Friday, June 25, 2004

The Madison (Coquitlam): This is another Polygon leaky condo case; court orders Winchester Investments Ltd. added as a defendant



The Owners, Strata Plan LMS 1212 v. Coquitlam (City of) et al.,


2004 BCSC 852

Date: 20040625
Docket: L013696
Registry: Vancouver


The Owners, Strata Plan LMS 1212



City of Coquitlam, Polygon Town Centre
Development Limited (previously known as
Polygon Development VII Limited),
Polygon Construction Ltd., Graham F. Crockart,
Graham F. Crockart, Architect Inc. and
John Doe One through John Doe Nine


Before: The Honourable Madam Justice Dillon

Reasons for Judgment

Counsel for the Plaintiff

V.P. Franco

Counsel for the Defendants

R. Basham, Q.C.

Date and Place of Trial/Hearing:

June 17, 2004


Vancouver, B.C.


[1]            The plaintiff seeks to add two parties to this action, John Doe Ten, and Winchester Investments Ltd., formerly known as Polygon Group Limited.  The application to add John Doe Ten is allowed as there was an error in the numbering on the writ of summons.

[2]            The application to add Winchester Investments Ltd. (hereafter “Winchester”) is based on Rule 15(5)(a)(iii) of the Rules of Court.  The plaintiff seeks to add Winchester to plead that Winchester acted as developer and general contractor of “The Madison”, a 71 residential unit condominium owned by the plaintiff and located at 2990 Princess Crescent, Coquitlam, B.C.  The plaintiff also seeks to plead that Winchester, as one of the “Polygon defendants”, “was at all material times a partner together with the other Polygon Defendants in a partnership and their businesses were inextricably interwoven together as a partnership, in that each of the Polygon Defendants carried on the business of real estate development and construction, including, without limitation, the design, development and construction of The Madison, in common with each other with a view to a profit, under the name of “Polygon” and maintained for that purpose a common office at 1800 Spyglass Place, Vancouver, British Columbia, V5Z 4K8.”
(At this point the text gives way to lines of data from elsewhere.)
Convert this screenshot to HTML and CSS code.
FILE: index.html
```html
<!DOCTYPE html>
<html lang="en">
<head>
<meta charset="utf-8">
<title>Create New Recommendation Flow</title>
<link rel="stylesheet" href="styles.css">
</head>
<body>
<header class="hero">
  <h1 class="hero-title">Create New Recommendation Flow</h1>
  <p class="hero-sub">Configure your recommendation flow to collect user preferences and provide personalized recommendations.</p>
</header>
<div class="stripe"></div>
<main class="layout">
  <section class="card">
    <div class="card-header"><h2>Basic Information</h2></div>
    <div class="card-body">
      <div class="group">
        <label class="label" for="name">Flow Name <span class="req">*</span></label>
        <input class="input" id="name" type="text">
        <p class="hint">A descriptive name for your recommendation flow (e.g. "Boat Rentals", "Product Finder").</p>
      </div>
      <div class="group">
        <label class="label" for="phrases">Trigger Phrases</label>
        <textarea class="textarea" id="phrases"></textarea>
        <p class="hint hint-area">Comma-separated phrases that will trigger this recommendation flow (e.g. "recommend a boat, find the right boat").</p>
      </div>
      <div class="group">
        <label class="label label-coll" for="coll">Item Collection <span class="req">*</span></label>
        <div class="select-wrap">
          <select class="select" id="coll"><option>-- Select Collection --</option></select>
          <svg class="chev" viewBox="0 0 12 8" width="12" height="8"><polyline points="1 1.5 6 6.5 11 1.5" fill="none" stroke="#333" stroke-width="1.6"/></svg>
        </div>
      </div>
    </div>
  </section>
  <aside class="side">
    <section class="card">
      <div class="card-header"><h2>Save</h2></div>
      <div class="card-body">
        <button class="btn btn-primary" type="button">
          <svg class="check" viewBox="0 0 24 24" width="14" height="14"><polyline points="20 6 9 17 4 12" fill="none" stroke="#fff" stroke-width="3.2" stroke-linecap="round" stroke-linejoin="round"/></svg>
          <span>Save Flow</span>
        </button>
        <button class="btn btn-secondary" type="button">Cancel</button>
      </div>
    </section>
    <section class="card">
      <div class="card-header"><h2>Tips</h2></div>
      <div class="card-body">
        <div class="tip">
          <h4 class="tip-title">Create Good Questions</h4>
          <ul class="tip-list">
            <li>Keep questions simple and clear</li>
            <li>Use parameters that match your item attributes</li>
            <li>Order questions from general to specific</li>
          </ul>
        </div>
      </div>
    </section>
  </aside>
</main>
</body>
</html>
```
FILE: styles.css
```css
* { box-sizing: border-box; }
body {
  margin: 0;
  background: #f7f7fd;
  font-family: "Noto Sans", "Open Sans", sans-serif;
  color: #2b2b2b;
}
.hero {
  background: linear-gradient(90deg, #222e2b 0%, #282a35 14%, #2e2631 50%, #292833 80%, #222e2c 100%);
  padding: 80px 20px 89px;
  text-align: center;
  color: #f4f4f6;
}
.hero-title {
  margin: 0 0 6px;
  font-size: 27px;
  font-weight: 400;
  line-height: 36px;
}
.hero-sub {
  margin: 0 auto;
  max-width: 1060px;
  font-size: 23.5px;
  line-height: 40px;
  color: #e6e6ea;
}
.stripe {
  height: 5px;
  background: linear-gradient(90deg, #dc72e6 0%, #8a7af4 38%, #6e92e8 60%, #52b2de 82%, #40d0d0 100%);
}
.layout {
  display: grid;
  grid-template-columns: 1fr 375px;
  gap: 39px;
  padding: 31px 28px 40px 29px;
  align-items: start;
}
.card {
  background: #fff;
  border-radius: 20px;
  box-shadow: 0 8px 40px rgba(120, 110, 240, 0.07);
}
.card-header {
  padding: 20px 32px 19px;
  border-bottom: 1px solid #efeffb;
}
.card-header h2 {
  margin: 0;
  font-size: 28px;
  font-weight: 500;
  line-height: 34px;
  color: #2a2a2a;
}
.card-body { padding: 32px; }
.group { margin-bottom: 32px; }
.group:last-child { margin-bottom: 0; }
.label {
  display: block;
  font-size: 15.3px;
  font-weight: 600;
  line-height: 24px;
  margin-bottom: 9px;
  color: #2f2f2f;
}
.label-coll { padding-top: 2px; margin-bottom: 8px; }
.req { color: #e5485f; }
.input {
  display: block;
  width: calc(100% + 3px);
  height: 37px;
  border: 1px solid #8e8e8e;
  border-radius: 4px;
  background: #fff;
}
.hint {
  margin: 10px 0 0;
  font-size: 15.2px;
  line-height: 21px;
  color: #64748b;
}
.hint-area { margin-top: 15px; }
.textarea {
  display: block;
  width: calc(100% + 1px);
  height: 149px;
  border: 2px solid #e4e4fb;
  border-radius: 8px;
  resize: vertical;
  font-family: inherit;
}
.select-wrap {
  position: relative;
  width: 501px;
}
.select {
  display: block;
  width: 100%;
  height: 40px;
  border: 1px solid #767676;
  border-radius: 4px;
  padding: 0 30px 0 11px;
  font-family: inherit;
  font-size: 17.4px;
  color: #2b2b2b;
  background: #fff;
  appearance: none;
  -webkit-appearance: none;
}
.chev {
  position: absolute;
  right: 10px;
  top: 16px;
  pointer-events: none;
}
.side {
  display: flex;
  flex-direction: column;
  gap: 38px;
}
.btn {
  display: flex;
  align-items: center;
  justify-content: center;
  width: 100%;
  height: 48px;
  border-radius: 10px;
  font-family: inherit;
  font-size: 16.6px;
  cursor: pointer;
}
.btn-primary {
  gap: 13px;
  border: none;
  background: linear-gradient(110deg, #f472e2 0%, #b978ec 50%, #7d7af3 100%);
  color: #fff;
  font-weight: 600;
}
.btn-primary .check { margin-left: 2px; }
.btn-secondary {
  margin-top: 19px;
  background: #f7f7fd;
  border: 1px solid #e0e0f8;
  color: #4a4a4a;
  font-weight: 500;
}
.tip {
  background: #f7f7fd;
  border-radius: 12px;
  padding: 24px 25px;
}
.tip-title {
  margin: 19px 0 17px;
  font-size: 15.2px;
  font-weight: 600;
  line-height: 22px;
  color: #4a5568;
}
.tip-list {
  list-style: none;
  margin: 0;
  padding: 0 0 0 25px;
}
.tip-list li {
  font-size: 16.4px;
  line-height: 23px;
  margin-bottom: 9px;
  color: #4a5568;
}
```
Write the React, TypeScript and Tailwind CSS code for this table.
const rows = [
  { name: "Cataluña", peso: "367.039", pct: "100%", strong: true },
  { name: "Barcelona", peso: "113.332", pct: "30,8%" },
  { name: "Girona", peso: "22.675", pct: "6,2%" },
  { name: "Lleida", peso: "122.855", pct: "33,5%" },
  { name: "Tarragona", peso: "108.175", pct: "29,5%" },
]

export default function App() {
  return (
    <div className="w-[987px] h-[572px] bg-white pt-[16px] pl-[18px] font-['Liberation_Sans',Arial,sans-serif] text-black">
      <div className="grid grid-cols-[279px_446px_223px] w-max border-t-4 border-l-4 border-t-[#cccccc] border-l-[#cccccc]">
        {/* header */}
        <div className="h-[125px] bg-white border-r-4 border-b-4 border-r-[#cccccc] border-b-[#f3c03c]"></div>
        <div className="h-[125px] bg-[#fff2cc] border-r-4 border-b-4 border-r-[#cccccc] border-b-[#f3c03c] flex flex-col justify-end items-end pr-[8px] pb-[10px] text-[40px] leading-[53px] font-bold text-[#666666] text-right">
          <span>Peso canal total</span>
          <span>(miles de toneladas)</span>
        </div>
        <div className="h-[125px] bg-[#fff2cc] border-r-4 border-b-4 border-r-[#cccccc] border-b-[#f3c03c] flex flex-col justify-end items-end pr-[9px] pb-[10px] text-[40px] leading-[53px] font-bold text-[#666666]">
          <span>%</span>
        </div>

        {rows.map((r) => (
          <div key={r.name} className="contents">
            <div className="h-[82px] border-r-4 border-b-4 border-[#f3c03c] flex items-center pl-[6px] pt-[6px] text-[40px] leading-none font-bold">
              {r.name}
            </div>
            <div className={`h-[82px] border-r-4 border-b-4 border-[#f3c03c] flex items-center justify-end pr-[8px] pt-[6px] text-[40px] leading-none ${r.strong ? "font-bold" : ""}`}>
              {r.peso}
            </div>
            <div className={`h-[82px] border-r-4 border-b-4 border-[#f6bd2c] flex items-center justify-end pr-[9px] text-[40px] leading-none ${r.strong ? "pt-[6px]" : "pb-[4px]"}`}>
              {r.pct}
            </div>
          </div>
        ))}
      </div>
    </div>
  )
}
[3]            The plaintiff claims against all Polygon Defendants for breach of contract, negligence, breach of duty of care, negligent misrepresentation, breach of warranty and breach of duty to warn.

[4]            Winchester opposes the application and says that there is only a bald assertion of a partnership between Winchester and the Polygon Defendants, so that the plaintiff has failed to establish a cause of action against Winchester.  Winchester further says that if there exists a real issue or question to be tried, it is not just and convenient in all of the circumstances for Winchester to be joined.

Background Facts

[5]            The plaintiff is a Strata Corporation commonly known as Harbour House and located at 2990 Princess Crescent, Coquitlam, British Columbia (the “Madison”).  The Madison consists of 71 residential units and was constructed between July 1993 and March 1994.  Complaints of leaks were noted as early as April 26, 1994.  Throughout 1994, 1995, 1996, and early 1997, the Strata Corporation relied upon the Polygon Weather Shield Warranty to deal with the water leaks that had appeared.  Because the efforts of the developer and general contractor failed to adequately address the water leakage problems that were occurring at the Madison, the Strata Corporation retained Morrison Hershfield (“MH”) in the spring of 1998 to review the condition of the building envelope.  On September 14, 1998, MH provided its Building Envelope Report, which suggested significant problems with water ingress and associated deterioration.  MH suggested further investigations and widespread repairs.  The results of MH’s further investigations were noted in their report dated December 30, 1998 and entitled “Further Assessment of the Balconies:  The Madison”.  This report confirmed MH’s advice that the face sealed stucco cladding on all of the balconies required replacement with a rainscreen or drained cavity system.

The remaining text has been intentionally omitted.